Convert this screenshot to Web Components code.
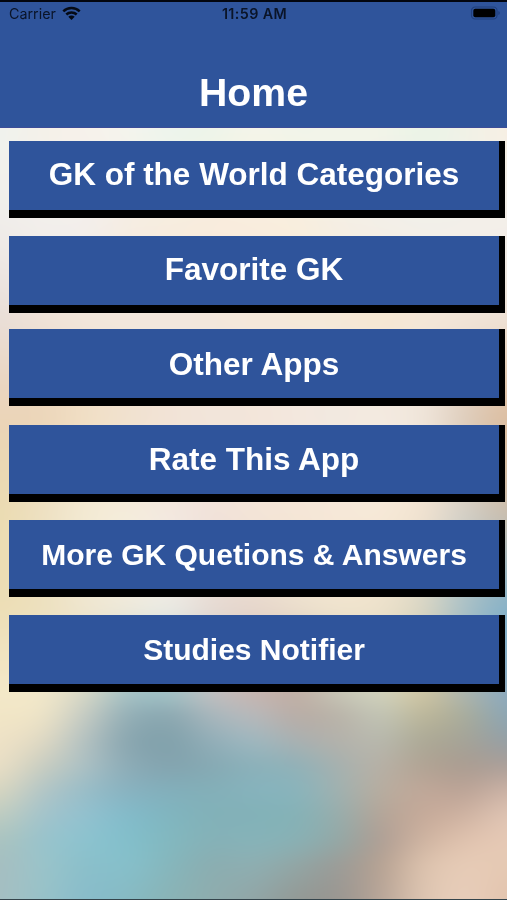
<!DOCTYPE html>
<html lang="en">
<head>
<meta charset="utf-8">
<meta name="viewport" content="width=device-width, initial-scale=1">
<title>Home</title>
<style>
  html, body { margin: 0; height: 100%; overflow: hidden; }
</style>
</head>
<body>

<home-screen>
  <status-bar slot="header" carrier="Carrier" time="11:59 AM"></status-bar>
  <title-bar slot="header">Home</title-bar>
  <menu-button style="--line: 67px">GK of the World Categories</menu-button>
  <menu-button style="--line: 67px">Favorite GK</menu-button>
  <menu-button style="--gap: 16px; --line: 71px">Other Apps</menu-button>
  <menu-button style="--gap: 19px">Rate This App</menu-button>
  <menu-button style="--size: 30px">More GK Quetions &amp; Answers</menu-button>
  <menu-button style="--size: 30px">Studies Notifier</menu-button>
</home-screen>

<script>
function html(a, ...b) { return a.map((s, i) => s + (b[i] ?? '')).join('') }

function makeTemplate(markup) {
  const template = document.createElement('template');
  template.innerHTML = markup;
  return template;
}

// backdrop colours: [y, colours evenly spaced from left to right]
const MESH = [
  [0,   'edf5ee f0f3e8 f5f5ee f4f5ee e8f5ee e9f5ea f0f5ea f0f5ea f2f5ea f2f4e8 e9f4e6 f0f2e6 f8efe3'],
  [134, 'f0f3ee f5f0e8 f8f1ea f4f5ee ecf5ee ecf5ea f5f5ea f0f5ea f2f5ea f2f4e8 e9f4e6 f0f2e6 f8efe3'],
  [226, 'f0edea f2f0ee f2efed f6ece1 f9ecdc fbebdb fbecdc faeedc f5eee4 f3efea f3f0ec f3f0ec f3f0ec'],
  [320, 'e8ddd8 f0e2d8 f2e6dc f3e8de f2e7df f2e7dc f5e8da f5e8d8 f6e8d5 f7e6cd f5e6d5 f3e5d8 efe3d8'],
  [415, 'ebd3b6 ebd2b4 f0dcbf f0dfcb f2e2d4 f2e5da f2e5da f2e8e0 f1e9e3 f2ebe4 efe6dd dccab8 dcb998'],
  [511, 'ebdcb0 eee2c4 f4ecd6 f5eedd f3e8e0 f2e2da f5e6d8 f6e6d6 f7e8d8 f8ead8 f5e4d0 d8d2c8 d0beaa'],
  [606, 'ecddb4 ecdfbc f0e6cf f4ecdc f2efe8 e8dcd4 e8d8cd eee3d0 f3e6cf efe2cb d8d6c5 a3bfc8 7db0cb'],
  [670, 'f3e6c4 f2e8ca e2dec8 b3ccca a4c6cb c4c4c4 ccb9b3 c6ada4 cccab8 d8d8c0 d4caa8 a8b8b8 84aac4'],
  [694, 'f3e8c8 f2e8ca d5d6c5 a3c0c4 9fc1c5 c0bfc0 c6b5b0 bfaea4 c5c4b5 d0d2bd cfc4a0 acb4ac 8ba9be'],
  [715, 'f2e6c6 eee4c7 c5cbc3 92aeb6 8aa7b0 a8b7bd b8b9bb b9aca5 b9b3a8 c2c5b6 bdb799 a9ac9b 8ba6b5'],
  [740, 'efe2c6 e0d9c3 b3c1c1 88a5af 80a0aa 92aeb8 9fb8c0 a9b0b1 b4b1aa b8b9ae aca995 a5a397 949fa6'],
  [765, 'eadfc5 c9cdc0 abc0c4 8cabb6 83a3ae 86a9b3 8bb1ba 90b1b8 a6b1af b8b1a6 b1a393 aa9c91 ab9f99'],
  [790, 'd8d6c0 b2c5c6 98bdc8 88b2c0 82afbb 83afb8 86b3bd 88b4bc a0b1b0 b8ad9f c0a798 bba396 ccb3a6'],
  [815, 'bfccc0 a2c3cb 92c1cf 82bbca 80b5bf 82b1b8 82b1b7 84b2b7 97adac b4a497 c6aa99 cfb3a2 e0c5b4'],
  [840, 'aac3bf 98c3cc 8cc3cf 82bfcb 82b8bf 85b1b7 86b3b9 88b1b5 93a8a6 ae9d93 cfb4a1 e0c3af e6c9b5'],
  [865, 'a6bec0 9ac4ca 8abfca 86c0cb 85b6bc 8badb0 8eafb2 92a6a5 9b9b97 b6a191 ddc3ae e7ccb7 e5c9b3'],
  [900, 'a5bfc2 98c2c8 88bccb 86bac3 8ab3b5 8fadae 92a5a6 939894 999590 b8a598 dec6b2 e8cebb e2c3ad'],
].map(([y, row]) => [y, row.split(' ').map(c => [0, 2, 4].map(i => parseInt(c.slice(i, i + 2), 16)))]);

const clamp = (n, max) => Math.max(0, Math.min(max, n));

// cubic weights for four neighbours, part b-spline and part catmull-rom
function weights(t) {
  const t2 = t * t, t3 = t2 * t;
  const spline = [(1 - t) ** 3 / 6, (3 * t3 - 6 * t2 + 4) / 6, (-3 * t3 + 3 * t2 + 3 * t + 1) / 6, t3 / 6];
  const catmull = [(-t3 + 2 * t2 - t) / 2, (3 * t3 - 5 * t2 + 2) / 2, (-3 * t3 + 4 * t2 + t) / 2, (t3 - t2) / 2];
  return spline.map((s, i) => s * 0.65 + catmull[i] * 0.35);
}

const backdropTemplate = makeTemplate(html`
  <style>
  :host { display: block; overflow: hidden; }
  canvas { display: block; width: 100%; height: 100%; }
  </style>
  <canvas width="507" height="900"></canvas>
`);

class SoftBackdrop extends HTMLElement {
  constructor() {
    super();
    const shadow = this.attachShadow({ mode: "open" });
    shadow.appendChild(backdropTemplate.content.cloneNode(true));
    this.paint(shadow.querySelector('canvas'));
  }

  paint(canvas) {
    const { width, height } = canvas;
    const ctx = canvas.getContext('2d');
    const image = ctx.createImageData(width, height);
    const lastRow = MESH.length - 1;
    const lastCol = MESH[0][1].length - 1;
    let r = 0;
    for (let y = 0; y < height; y++) {
      while (r < lastRow - 1 && y >= MESH[r + 1][0]) r++;
      const v = weights((y - MESH[r][0]) / (MESH[r + 1][0] - MESH[r][0]));
      const rows = [-1, 0, 1, 2].map(d => MESH[clamp(r + d, lastRow)][1]);
      // blend the rows first, then walk along the result
      const line = rows[0].map((_, c) => [0, 1, 2].map(k => rows.reduce((sum, row, i) => sum + row[c][k] * v[i], 0)));
      for (let x = 0; x < width; x++) {
        const pos = x / width * lastCol;
        const c = Math.floor(pos);
        const u = weights(pos - c);
        const at = (y * width + x) * 4;
        for (let k = 0; k < 3; k++) {
          let sum = 0;
          for (let i = 0; i < 4; i++) sum += line[clamp(c + i - 1, lastCol)][k] * u[i];
          image.data[at + k] = sum;
        }
        image.data[at + 3] = 255;
      }
    }
    ctx.putImageData(image, 0, 0);
  }
}
customElements.define("soft-backdrop", SoftBackdrop);

const screenTemplate = makeTemplate(html`
  <style>
  :host {
    display: grid;
    width: 507px;
    height: 900px;
    box-sizing: border-box;
    overflow: hidden;
    font-family: "Liberation Sans", Arial, sans-serif;
  }
  soft-backdrop, .page { grid-area: 1 / 1; min-height: 0; }
  .page { display: flex; flex-direction: column; z-index: 1; border-bottom: 1px solid #34444b; }
  header {
    height: 128px;
    box-sizing: border-box;
    border-top: 2px solid #03060f;
    border-bottom: 1px solid #3d4d98;
    background: #2f549b;
  }
  nav { display: flex; flex-direction: column; padding: 13px 2px 0 9px; }
  </style>
  <soft-backdrop></soft-backdrop>
  <div class="page">
    <header><slot name="header"></slot></header>
    <nav><slot></slot></nav>
  </div>
`);

class HomeScreen extends HTMLElement {
  constructor() {
    super();
    const shadow = this.attachShadow({ mode: "open" });
    shadow.appendChild(screenTemplate.content.cloneNode(true));
  }
}
customElements.define("home-screen", HomeScreen);

const statusTemplate = makeTemplate(html`
  <style>
  :host {
    display: grid;
    grid-template-columns: 1fr auto 1fr;
    align-items: center;
    height: 24px;
    padding: 0 7px 0 9px;
    font: 14.3px/24px Inter, "Liberation Sans", sans-serif;
    color: #0a1428;
  }
  .left { display: flex; align-items: center; gap: 6px; }
  .time { font-weight: 600; letter-spacing: 0.4px; }
  .battery { justify-self: end; }
  svg { display: block; position: relative; top: -1px; }
  </style>
  <div class="left">
    <span class="carrier"></span>
    <svg width="19" height="15" viewBox="0 0 19 15">
      <g fill="none" stroke="#050a14" stroke-width="2.5">
        <path d="M1.3 5.3C5.8 .9 13.2 .9 17.7 5.3"/>
        <path d="M4.3 8.5C7.2 5.7 11.8 5.7 14.7 8.5"/>
      </g>
      <path d="M6.3 10.7C8.1 9 10.9 9 12.7 10.7L9.5 14z" fill="#050a14"/>
    </svg>
  </div>
  <span class="time"></span>
  <svg class="battery" width="30" height="14" viewBox="0 0 30 14">
    <rect x="1.5" y="1" width="25.5" height="12" rx="3.6" fill="none" stroke="#203f7c" stroke-width="1.2"/>
    <rect x="3.3" y="2.7" width="22" height="8.6" rx="2" fill="#000"/>
    <path d="M28.4 5v4q1.4-.5 1.4-2t-1.4-2z" fill="#203f7c"/>
  </svg>
`);

class StatusBar extends HTMLElement {
  constructor() {
    super();
    const shadow = this.attachShadow({ mode: "open" });
    shadow.appendChild(statusTemplate.content.cloneNode(true));
  }

  connectedCallback() {
    this.shadowRoot.querySelector('.carrier').textContent = this.getAttribute('carrier');
    this.shadowRoot.querySelector('.time').textContent = this.getAttribute('time');
  }
}
customElements.define("status-bar", StatusBar);

const titleTemplate = makeTemplate(html`
  <style>
  :host { display: block; padding-top: 44px; text-align: center; color: #fff; }
  h1 { margin: 0; font-size: 39.2px; line-height: 46px; font-weight: bold; }
  </style>
  <h1><slot></slot></h1>
`);

class TitleBar extends HTMLElement {
  constructor() {
    super();
    const shadow = this.attachShadow({ mode: "open" });
    shadow.appendChild(titleTemplate.content.cloneNode(true));
  }
}
customElements.define("title-bar", TitleBar);

const buttonTemplate = makeTemplate(html`
  <style>
  :host { display: block; margin-top: var(--gap, 18px); }
  :host(:first-of-type) { margin-top: 0; }
  button {
    display: flex;
    justify-content: center;
    align-items: flex-start;
    width: 100%;
    height: 77px;
    padding: 0;
    border: solid #000;
    border-width: 0 6px 8px 0;
    border-radius: 0;
    background: #2f549b;
    color: #fff;
    font: bold var(--size, 31.5px)/var(--line, 69px) "Liberation Sans", Arial, sans-serif;
    white-space: nowrap;
  }
  </style>
  <button type="button"><slot></slot></button>
`);

class MenuButton extends HTMLElement {
  constructor() {
    super();
    const shadow = this.attachShadow({ mode: "open" });
    shadow.appendChild(buttonTemplate.content.cloneNode(true));
  }
}
customElements.define("menu-button", MenuButton);
</script>
</body>
</html>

• • • • • • •

◆ THE REQUEST ◆
Set down again, exactly, the lines of the material above from its first line to the one with "function html(a, ...b)", inclusive. Leave the pictures out.

◆ FULL RESPONSE ◆
Convert this screenshot to Web Components code.
<!DOCTYPE html>
<html lang="en">
<head>
<meta charset="utf-8">
<meta name="viewport" content="width=device-width, initial-scale=1">
<title>Home</title>
<style>
  html, body { margin: 0; height: 100%; overflow: hidden; }
</style>
</head>
<body>

<home-screen>
  <status-bar slot="header" carrier="Carrier" time="11:59 AM"></status-bar>
  <title-bar slot="header">Home</title-bar>
  <menu-button style="--line: 67px">GK of the World Categories</menu-button>
  <menu-button style="--line: 67px">Favorite GK</menu-button>
  <menu-button style="--gap: 16px; --line: 71px">Other Apps</menu-button>
  <menu-button style="--gap: 19px">Rate This App</menu-button>
  <menu-button style="--size: 30px">More GK Quetions &amp; Answers</menu-button>
  <menu-button style="--size: 30px">Studies Notifier</menu-button>
</home-screen>

<script>
function html(a, ...b) { return a.map((s, i) => s + (b[i] ?? '')).join('') }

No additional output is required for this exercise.